Copy each line below in which the string "code" occurs.
------ EXTRACTED RECORDS
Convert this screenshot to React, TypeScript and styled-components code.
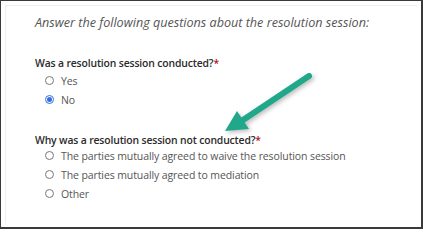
import React from 'react';
import styled, { createGlobalStyle } from 'styled-components';

const GlobalStyle = createGlobalStyle`
  html, body {
    margin: 0;
    padding: 0;
    background: #ffffff;
  }
  * {
    box-sizing: border-box;
  }
`;

const Frame = styled.div`
  position: relative;
  width: 423px;
  height: 229px;
  border: 1px solid #3a3a3a;
  border-right-width: 2px;
  border-bottom-width: 2px;
  padding: 4px;
  background: #fff;
  overflow: hidden;
  font-family: 'Open Sans', 'Noto Sans', sans-serif;
`;

const Panel = styled.div`
  height: 100%;
  border-top: 1px solid #efefef;
  border-left: 1px solid #efefef;
  padding: 8px 0 0 29px;
`;

const Intro = styled.p`
  margin: 0;
  font-size: 12.6px;
  line-height: 18px;
  font-style: italic;
  color: #555;
`;

const Question = styled.fieldset<{ $gap: number }>`
  border: 0;
  margin: 0;
  padding: 0;
  margin-top: ${(p) => p.$gap}px;
`;

const Legend = styled.legend`
  padding: 0;
  font-size: 10.4px;
  line-height: 16px;
  letter-spacing: -0.15px;
  font-weight: 600;
  color: #2b2b2b;
`;

const Required = styled.span`
  color: #b0141a;
`;

const Options = styled.div<{ $offset?: number }>`
  display: flex;
  flex-direction: column;
  padding-left: 10px;
  margin-top: ${(p) => p.$offset ?? 0}px;
`;

const Option = styled.label`
  display: flex;
  align-items: center;
  gap: 7px;
  height: 19px;
  font-size: 10.5px;
  letter-spacing: -0.1px;
  color: #555;
`;

const Dot = styled.span<{ $checked?: boolean }>`
  width: 9px;
  height: 9px;
  border-radius: 50%;
  border: 1px solid ${(p) => (p.$checked ? '#2f6fe0' : '#777')};
  background: #fff;
  display: flex;
  align-items: center;
  justify-content: center;
  flex-shrink: 0;

  &::after {
    content: '';
    width: 5px;
    height: 5px;
    border-radius: 50%;
    background: ${(p) => (p.$checked ? '#2f6fe0' : 'transparent')};
  }
`;

const Arrow = styled.svg`
  position: absolute;
  left: 0;
  top: 0;
  width: 423px;
  height: 229px;
  pointer-events: none;
  filter: drop-shadow(2px 2px 2px rgba(0, 0, 0, 0.25));
`;

const Radio: React.FC<{ label: string; checked?: boolean }> = ({ label, checked }) => (
  <Option>
    <Dot $checked={checked} />
    {label}
  </Option>
);

export default function App() {
  return (
    <>
      <GlobalStyle />
      <Frame>
        <Panel>
          <Intro>Answer the following questions about the resolution session:</Intro>
          <Question $gap={23}>
            <Legend>
              Was a resolution session conducted?<Required>*</Required>
            </Legend>
            <Options>
              <Radio label="Yes" />
              <Radio label="No" checked />
            </Options>
          </Question>
          <Question $gap={23}>
            <Legend>
              Why was a resolution session not conducted?<Required>*</Required>
            </Legend>
            <Options $offset={-2}>
              <Radio label="The parties mutually agreed to waive the resolution session" />
              <Radio label="The parties mutually agreed to mediation" />
              <Radio label="Other" />
            </Options>
          </Question>
        </Panel>
        <Arrow viewBox="0 0 423 229">
          <line x1="308" y1="75" x2="242" y2="119" stroke="#21a88a" strokeWidth="6" strokeLinecap="round" />
          <polygon points="236,110 248,128 224,130" fill="#21a88a" strokeLinejoin="round" />
        </Arrow>
      </Frame>
    </>
  );
}
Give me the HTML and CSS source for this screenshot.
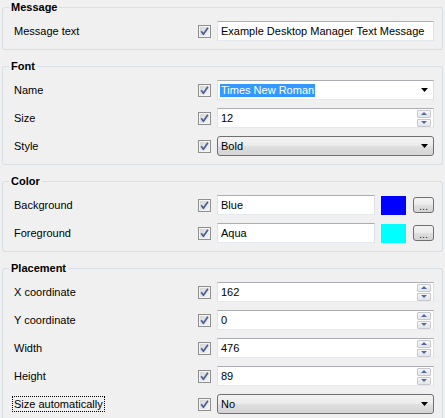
FILE: index.html
```html
<!DOCTYPE html>
<html>
<head>
<meta charset="utf-8">
<link rel="stylesheet" href="styles.css">
</head>
<body>
<svg width="0" height="0" style="position:absolute">
  <defs>
    <linearGradient id="cbg" x1="0" y1="0" x2="1" y2="1">
      <stop offset="0" stop-color="#d6d6d6"/>
      <stop offset="1" stop-color="#f4f4f4"/>
    </linearGradient>
    <symbol id="chk" viewBox="0 0 13 13">
      <rect x="0.5" y="0.5" width="12" height="12" fill="#f4f4f4" stroke="#8e8f8f"/>
      <rect x="2" y="2" width="9" height="9" fill="url(#cbg)"/>
      <path d="M3.2 6.2 L5.4 9.3 L9.9 2.8" fill="none" stroke="#4a5e96" stroke-width="1.7" stroke-linejoin="round"/>
    </symbol>
    <symbol id="arr" viewBox="0 0 7 4">
      <path d="M0 0 H7 L3.5 4 Z" fill="#000"/>
    </symbol>
  </defs>
</svg>

<fieldset class="group">
  <legend>Message</legend>
  <div class="rows">
    <span class="label">Message text</span>
    <svg class="check"><use href="#chk"/></svg>
    <div class="textbox">Example Desktop Manager Text Message</div>
  </div>
</fieldset>

<fieldset class="group">
  <legend>Font</legend>
  <div class="rows">
    <span class="label">Name</span>
    <svg class="check"><use href="#chk"/></svg>
    <div class="textbox edit-combo"><span class="sel">Times New Roman</span><svg class="arrow"><use href="#arr"/></svg></div>

    <span class="label">Size</span>
    <svg class="check"><use href="#chk"/></svg>
    <div class="textbox spinbox">12<span class="spin"><span class="sbtn up"></span><span class="sbtn down"></span></span></div>

    <span class="label">Style</span>
    <svg class="check"><use href="#chk"/></svg>
    <div class="combo">Bold<svg class="arrow"><use href="#arr"/></svg></div>
  </div>
</fieldset>

<fieldset class="group">
  <legend>Color</legend>
  <div class="rows">
    <span class="label">Background</span>
    <svg class="check"><use href="#chk"/></svg>
    <div class="colorrow">
      <div class="textbox">Blue</div>
      <span class="swatch blue"></span>
      <span class="dots">...</span>
    </div>

    <span class="label">Foreground</span>
    <svg class="check"><use href="#chk"/></svg>
    <div class="colorrow">
      <div class="textbox">Aqua</div>
      <span class="swatch aqua"></span>
      <span class="dots">...</span>
    </div>
  </div>
</fieldset>

<fieldset class="group">
  <legend>Placement</legend>
  <div class="rows">
    <span class="label">X coordinate</span>
    <svg class="check"><use href="#chk"/></svg>
    <div class="textbox spinbox">162<span class="spin"><span class="sbtn up"></span><span class="sbtn down"></span></span></div>

    <span class="label">Y coordinate</span>
    <svg class="check"><use href="#chk"/></svg>
    <div class="textbox spinbox">0<span class="spin"><span class="sbtn up"></span><span class="sbtn down"></span></span></div>

    <span class="label">Width</span>
    <svg class="check"><use href="#chk"/></svg>
    <div class="textbox spinbox">476<span class="spin"><span class="sbtn up"></span><span class="sbtn down"></span></span></div>

    <span class="label">Height</span>
    <svg class="check"><use href="#chk"/></svg>
    <div class="textbox spinbox">89<span class="spin"><span class="sbtn up"></span><span class="sbtn down"></span></span></div>

    <span class="label"><span class="focus">Size automatically</span></span>
    <svg class="check"><use href="#chk"/></svg>
    <div class="combo">No<svg class="arrow"><use href="#arr"/></svg></div>
  </div>
</fieldset>
</body>
</html>
```

FILE: styles.css
```css
html, body {
  margin: 0;
  background: #f0f0f0;
}
body {
  padding-top: 1px;
  width: 445px;
  height: 418px;
  overflow: hidden;
  font-family: "Liberation Sans", Arial, sans-serif;
  font-size: 11px;
  color: #000;
}

.group {
  margin: 0 2px;
  padding: 3px 8px 4px 11px;
  border: 1px solid #d5dfe5;
  border-radius: 3px;
  min-width: 0;
}
.group + .group {
  margin-top: 10px;
}
.group legend {
  font-weight: bold;
  line-height: 13px;
  padding: 0 2px;
  margin-left: -5px;
  color: #000;
}

.rows {
  display: grid;
  grid-template-columns: 178px 13px 1fr;
  grid-auto-rows: 28px;
  column-gap: 6px;
  align-items: center;
}

.label {
  line-height: 13px;
  white-space: nowrap;
}
.focus {
  outline: 1px dotted #000;
  outline-offset: 1px;
}

.check {
  width: 13px;
  height: 13px;
  display: block;
}

.textbox {
  box-sizing: border-box;
  height: 20px;
  background: #fff;
  border: 1px solid;
  border-color: #abadb3 #dbdfe6 #e3e9ef #e2e3ea;
  padding: 0 3px;
  display: flex;
  align-items: center;
  white-space: nowrap;
  min-width: 0;
}

.edit-combo {
  padding-left: 2px;
  padding-right: 5px;
}
.sel {
  background: #3399ff;
  color: #fff;
  line-height: 13px;
  padding: 0 1px;
}
.arrow {
  width: 7px;
  height: 4px;
  margin-left: auto;
  display: block;
}

.spinbox {
  padding-right: 2px;
}
.spin {
  margin-left: auto;
  display: flex;
  flex-direction: column;
  gap: 1px;
  width: 14px;
}
.sbtn {
  box-sizing: border-box;
  height: 8px;
  border: 1px solid #c6c9cf;
  border-radius: 1px;
  background: linear-gradient(#f6f6f6, #e2e4e8);
  display: flex;
  align-items: center;
  justify-content: center;
}
.sbtn::after {
  content: "";
  width: 0;
  height: 0;
  border-left: 3px solid transparent;
  border-right: 3px solid transparent;
}
.sbtn.up::after {
  border-bottom: 3px solid #5168a8;
}
.sbtn.down::after {
  border-top: 3px solid #5168a8;
}

.combo {
  box-sizing: border-box;
  height: 20px;
  border: 1px solid #707070;
  border-radius: 3px;
  background: linear-gradient(#f3f3f3 0%, #ececec 45%, #dedede 55%, #d4d4d4 100%);
  padding: 0 5px 0 3px;
  display: flex;
  align-items: center;
}

.colorrow {
  display: flex;
  align-items: center;
}
.colorrow .textbox {
  flex: 1;
}
.swatch {
  width: 25px;
  height: 19px;
  margin-left: 6px;
  flex: none;
}
.swatch.blue { background: #0000ff; }
.swatch.aqua { background: #00ffff; }
.dots {
  box-sizing: border-box;
  width: 21px;
  height: 16px;
  margin-left: 7px;
  flex: none;
  border: 1px solid #707070;
  border-radius: 3px;
  background: linear-gradient(#f3f3f3 0%, #ececec 45%, #dedede 55%, #d4d4d4 100%);
  font-size: 11px;
  line-height: 15px;
  padding-top: 1px;
  text-align: center;
  color: #4a1060;
  letter-spacing: 0;
}
```
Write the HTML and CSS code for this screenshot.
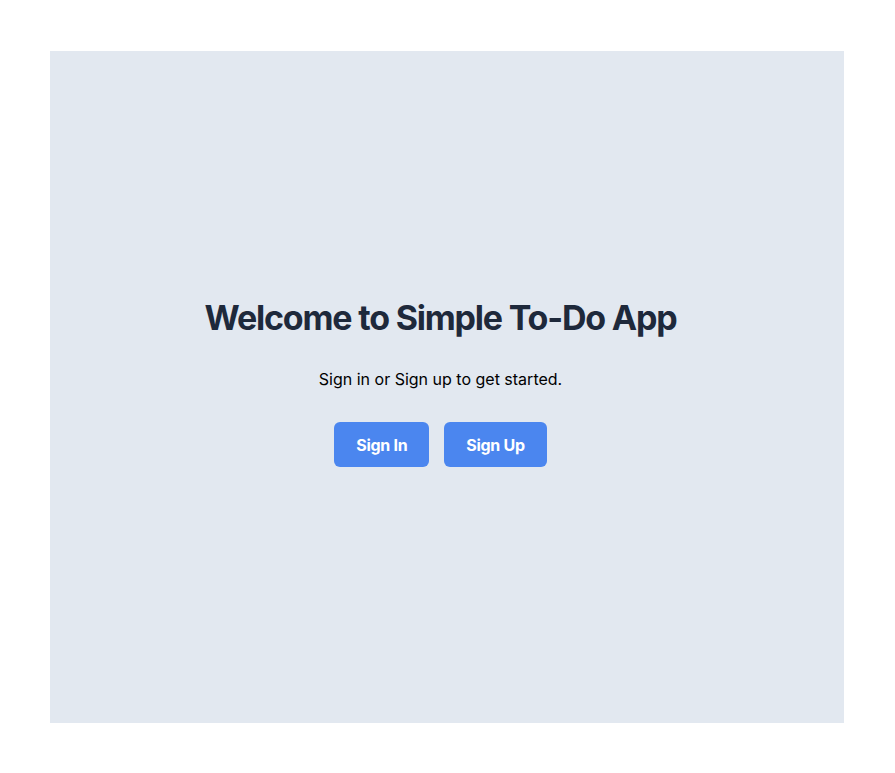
------------
## RESPONSE TO THE TASK
Convert this screenshot to React, TypeScript and styled-components code.
Write the HTML and CSS code for this screenshot.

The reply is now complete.